We recognize that proof of present possession of a knife may under certain circumstances permit the inference that there had been an earlier conveying of the knife from place to place within the prison. See, for example, United States v. Roche, 443 F.2d 98 (10th Cir. 1971), where a search revealed a weapon concealed, and cleverly so, on the prisoner's person. Although the matter was not in issue in Roche the circumstances surrounding the discovery of the weapon artfully concealed on the defendant's body would clearly permit the inference that he had been, prior to the discovery of the weapon, conveying the same from place to place within the institution. Such, however, is not the present case.

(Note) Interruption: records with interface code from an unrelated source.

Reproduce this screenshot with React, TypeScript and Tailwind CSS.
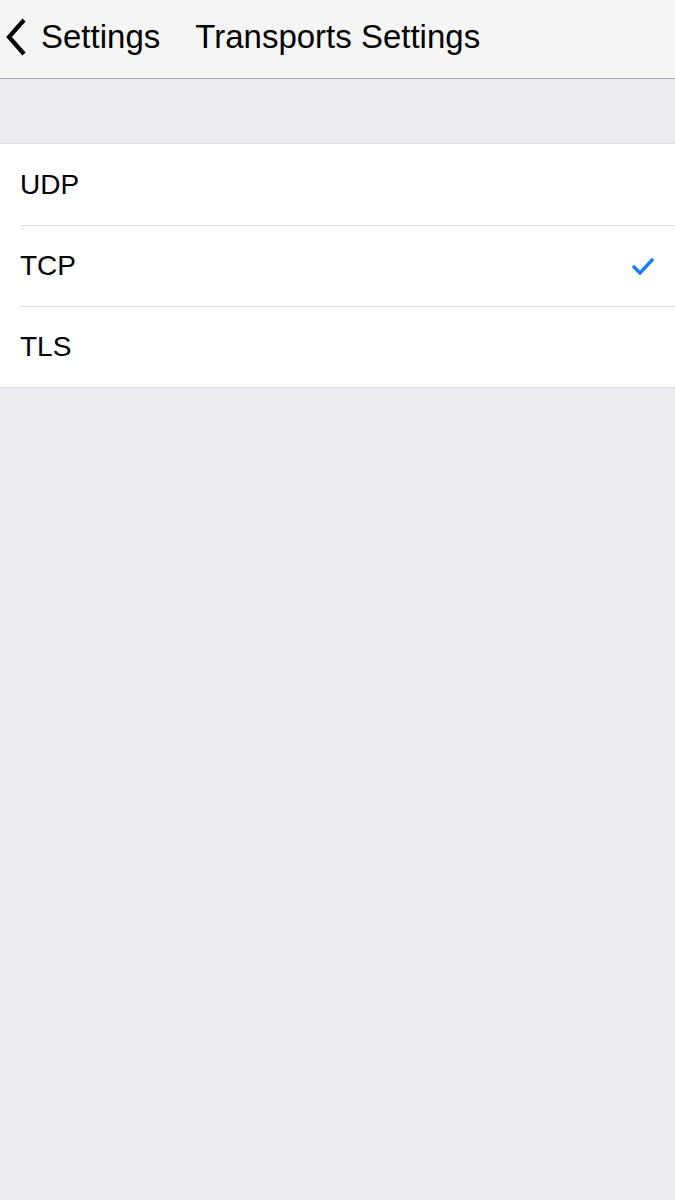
import { useState } from 'react';

const transports = ['UDP', 'TCP', 'TLS'];

export default function App() {
  const [selected, setSelected] = useState('TCP');

  return (
    <div
      className="min-h-[1200px] w-full bg-[#ebebf1] text-black"
      style={{ fontFamily: '"Liberation Sans", Arial, sans-serif' }}
    >
      {/* Nav bar */}
      <div className="flex h-[79px] items-center border-b border-[#a9a9ab] bg-[#f5f5f5] pb-[6px]">
        <button className="flex items-center pl-[5px] pr-[35px]">
          <svg width="22" height="38" viewBox="0 0 22 38" className="mt-[2px]">
            <path d="M19 2 L4 19 L19 36" fill="none" stroke="#000" strokeWidth="4.2" />
          </svg>
          <span className="ml-[14px] text-[33px] leading-none">Settings</span>
        </button>
        <h1 className="text-[33px] leading-none">Transports Settings</h1>
      </div>

      {/* List */}
      <div className="mt-[64px] border-y border-[#dcdce0] bg-white">
        {transports.map((t, i) => (
          <div
            key={t}
            onClick={() => setSelected(t)}
            className="flex h-[81px] cursor-pointer items-center pl-[20px]"
          >
            <div
              className={`flex h-full flex-1 items-center pr-[20px] ${
                i > 0 ? 'border-t border-[#dedee2]' : ''
              }`}
            >
              <span className="flex-1 text-[28px] leading-none">{t}</span>
              {selected === t && (
                <svg width="24" height="18" viewBox="0 0 24 18">
                  <path d="M2 9 L9 16 L22 2" fill="none" stroke="#147efb" strokeWidth="3.4" />
                </svg>
              )}
            </div>
          </div>
        ))}
      </div>
    </div>
  );
}
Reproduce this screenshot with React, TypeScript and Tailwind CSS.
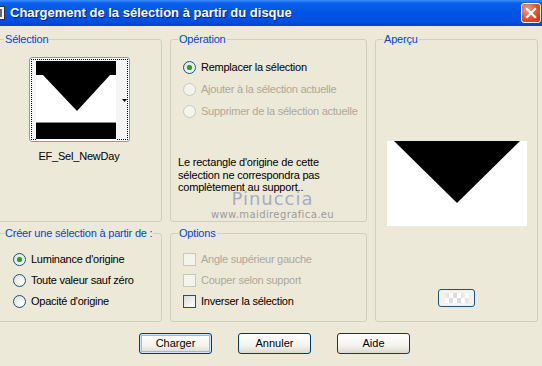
import React from "react"

const font = "font-['Liberation_Sans',Arial,sans-serif]"

const Radio = ({ checked, disabled }: { checked?: boolean; disabled?: boolean }) => (
  <span
    className={`relative inline-flex size-[13px] shrink-0 items-center justify-center rounded-full border ${
      disabled
        ? "border-[#cac8bb] bg-[#f5f4ea]"
        : "border-[#1c5180] bg-[radial-gradient(circle_at_70%_70%,#ffffff,#dcdcd3)]"
    }`}
  >
    {checked && <span className="size-[5px] rounded-full bg-[#21a121] shadow-[0_0_1px_#5fd25f]" />}
  </span>
)

const Check = ({ disabled }: { disabled?: boolean }) => (
  <span
    className={`inline-block size-[13px] shrink-0 border ${
      disabled
        ? "border-[#cac8bb] bg-[#f5f4ea]"
        : "border-[#1c5180] bg-[linear-gradient(135deg,#dcdcd3,#ffffff)]"
    }`}
  />
)

const Group = ({
  label,
  className,
  children,
}: {
  label: string
  className?: string
  children?: React.ReactNode
}) => (
  <fieldset className={`rounded-[3px] border border-[#d0d0bf] ${className ?? ""}`}>
    <legend className="ml-[7px] whitespace-nowrap px-[1px] text-[11px] leading-[13px] tracking-[-0.2px] text-[#0046d5]">
      {label}
    </legend>
    {children}
  </fieldset>
)

const Button = ({ label, primary }: { label: string; primary?: boolean }) => (
  <div
    className={`flex h-[21px] w-[73px] items-center justify-center rounded-[3px] border border-[#003c74] bg-[linear-gradient(#ffffff,#f4f3ee_60%,#dcd9cc)] text-[11px] text-black ${
      primary ? "shadow-[inset_0_0_0_1px_#cee7ff,inset_0_0_0_2px_#98b8ea]" : ""
    }`}
  >
    {label}
  </div>
)

const Row = ({ children, muted }: { children: React.ReactNode; muted?: boolean }) => (
  <div
    className={`flex items-center gap-[5px] whitespace-nowrap tracking-[-0.25px] ${
      muted ? "text-[#aca899]" : "text-black"
    }`}
  >
    {children}
  </div>
)

export default function App() {
  return (
    <div className={`h-[366px] w-[542px] overflow-hidden bg-[#ece9d8] ${font}`}>
      {/* title bar */}
      <div className="flex h-[26px] items-center bg-[linear-gradient(#3d8fff,#0a5fea_12%,#0055e5_45%,#0050e0_80%,#0045cf)]">
        <svg width="16" height="16" viewBox="0 0 16 16" className="-ml-[11px] shrink-0">
          <rect x="0.5" y="1.5" width="15" height="13" fill="#f0f0f0" stroke="#333" />
          <rect x="3" y="4" width="10" height="8" fill="#5a6a7a" />
        </svg>
        <span className="ml-[5px] whitespace-nowrap text-[13px] font-bold text-white [text-shadow:1px_1px_#0a1e8a]">
          Chargement de la sélection à partir du disque
        </span>
        <div className="ml-auto mr-[1px] flex size-[20px] items-center justify-center rounded-[3px] border border-white bg-[radial-gradient(circle_at_30%_30%,#f0a088,#e0502c_55%,#c53410)]">
          <svg width="12" height="12" viewBox="0 0 12 12">
            <path d="M2 2 L10 10 M10 2 L2 10" stroke="white" strokeWidth="2.2" strokeLinecap="square" />
          </svg>
        </div>
      </div>

      {/* body */}
      <div className="flex gap-[8px] pt-[7px]">
        {/* left column */}
        <div className="-ml-[4px] flex w-[166px] flex-col gap-[5px]">
          <Group label="Sélection" className="h-[189px]">
            <div className="flex flex-col items-center pt-[11px]">
              <div className="relative h-[85px] w-[101px] rounded-[3px] border border-[#7f9db9] bg-white p-[1px]">
                <div className="h-full w-full border border-dotted border-black bg-[#f4f4f4]">
                  <svg width="97" height="81" viewBox="0 0 97 81" className="block">
                    <rect x="4" y="1" width="80" height="79" fill="white" />
                    <polygon points="4,1 84,1 84,15 78,15 45,51 11,15 4,15" fill="black" />
                    <rect x="4" y="62" width="80" height="1" fill="#888" />
                    <rect x="4" y="63" width="80" height="16" fill="black" />
                    <polygon points="90,39 95,39 92.5,42" fill="black" />
                  </svg>
                </div>
              </div>
              <div className="mt-[8px] text-[11px] leading-[13px] tracking-[-0.2px] text-black">EF_Sel_NewDay</div>
            </div>
          </Group>
          <Group label="Créer une sélection à partir de :" className="h-[95px]">
            <div className="flex flex-col gap-[8px] pl-[16px] pt-[13px] text-[11px] leading-[13px]">
              <Row>
                <Radio checked />
                <span>Luminance d'origine</span>
              </Row>
              <Row>
                <Radio />
                <span>Toute valeur sauf zéro</span>
              </Row>
              <Row>
                <Radio />
                <span>Opacité d'origine</span>
              </Row>
            </div>
          </Group>
        </div>

        {/* middle column */}
        <div className="flex w-[197px] flex-col gap-[5px]">
          <Group label="Opération" className="h-[189px]">
            <div className="flex flex-col gap-[9px] pl-[12px] pt-[15px] text-[11px] leading-[13px]">
              <Row>
                <Radio checked />
                <span>Remplacer la sélection</span>
              </Row>
              <Row muted>
                <Radio disabled />
                <span>Ajouter à la sélection actuelle</span>
              </Row>
              <Row muted>
                <Radio disabled />
                <span>Supprimer de la sélection actuelle</span>
              </Row>
            </div>
            <div className="relative pl-[7px] pt-[38px] text-[11px] leading-[12.5px] tracking-[-0.2px] text-black">
              <p>
                Le rectangle d'origine de cette
                <br />
                sélection ne correspondra pas
                <br />
                complètement au support..
              </p>
              <div className="absolute left-0 right-0 top-[72px] pl-[8px] text-center">
                <div className="font-['DejaVu_Sans',sans-serif] text-[18px] leading-[18px] tracking-[1px] text-[#a9abc4]">
                  Pinuccia
                </div>
                <div className="mt-[1px] font-['DejaVu_Sans',sans-serif] text-[10px] leading-[11px] tracking-[0.4px] text-[#9a9aa2]">
                  www.maidiregrafica.eu
                </div>
              </div>
            </div>
          </Group>
          <Group label="Options" className="h-[95px]">
            <div className="flex flex-col gap-[8px] pl-[12px] pt-[13px] text-[11px] leading-[13px]">
              <Row muted>
                <Check disabled />
                <span>Angle supérieur gauche</span>
              </Row>
              <Row muted>
                <Check disabled />
                <span>Couper selon support</span>
              </Row>
              <Row>
                <Check />
                <span>Inverser la sélection</span>
              </Row>
            </div>
          </Group>
        </div>

        {/* right column */}
        <div className="w-[163px]">
          <Group label="Aperçu" className="h-[289px]">
            <div className="flex flex-col items-center pt-[95px]">
              <svg width="140" height="85" viewBox="0 0 140 85" className="block">
                <rect width="140" height="85" fill="white" />
                <polygon points="7,0 133,0 70,62" fill="black" />
              </svg>
              <div className="mt-[63px] flex h-[18px] w-[37px] items-center justify-center rounded-[3px] border border-[#1c5180] bg-[#f2f2f2]">
                <div className="grid h-[10px] w-[24px] grid-cols-6">
                  <span className="bg-[#e8e8e8]" />
                  <span className="bg-white" />
                  <span className="bg-[#dcdcdc]" />
                  <span className="bg-white" />
                  <span className="bg-[#e8e8e8]" />
                  <span className="bg-white" />
                  <span className="bg-white" />
                  <span className="bg-[#dcdcdc]" />
                  <span className="bg-white" />
                  <span className="bg-[#dcdcdc]" />
                  <span className="bg-white" />
                  <span className="bg-[#e8e8e8]" />
                </div>
              </div>
            </div>
          </Group>
        </div>
      </div>

      {/* buttons */}
      <div className="flex gap-[26px] pl-[139px] pt-[11px]">
        <Button label="Charger" primary />
        <Button label="Annuler" />
        <Button label="Aide" />
      </div>
    </div>
  )
}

Laying aside the Government's evidence, it is suggested that by his own testimony Bedwell supplied any gap in the Government's case. We do not so view his testimony. Bedwell testified that he found the knife on a bench near the belt sander. How far the bench was from the sander was not shown, but it would appear that it was very close by. Suffice it to say that Bedwell's testimony in our view is insufficient to sustain a conviction on a charge of conveying a knife from place to place within the prison.
In sum, the entire record considered, the evidence falls short of showing a violation of the statute under which Bedwell was prosecuted. Perhaps the statute should make it unlawful for a prison inmate to possess a knife, but the simple fact of the matter is that it doesn't.
Judgment reversed and cause remanded with direction that the trial court dismiss the indictment.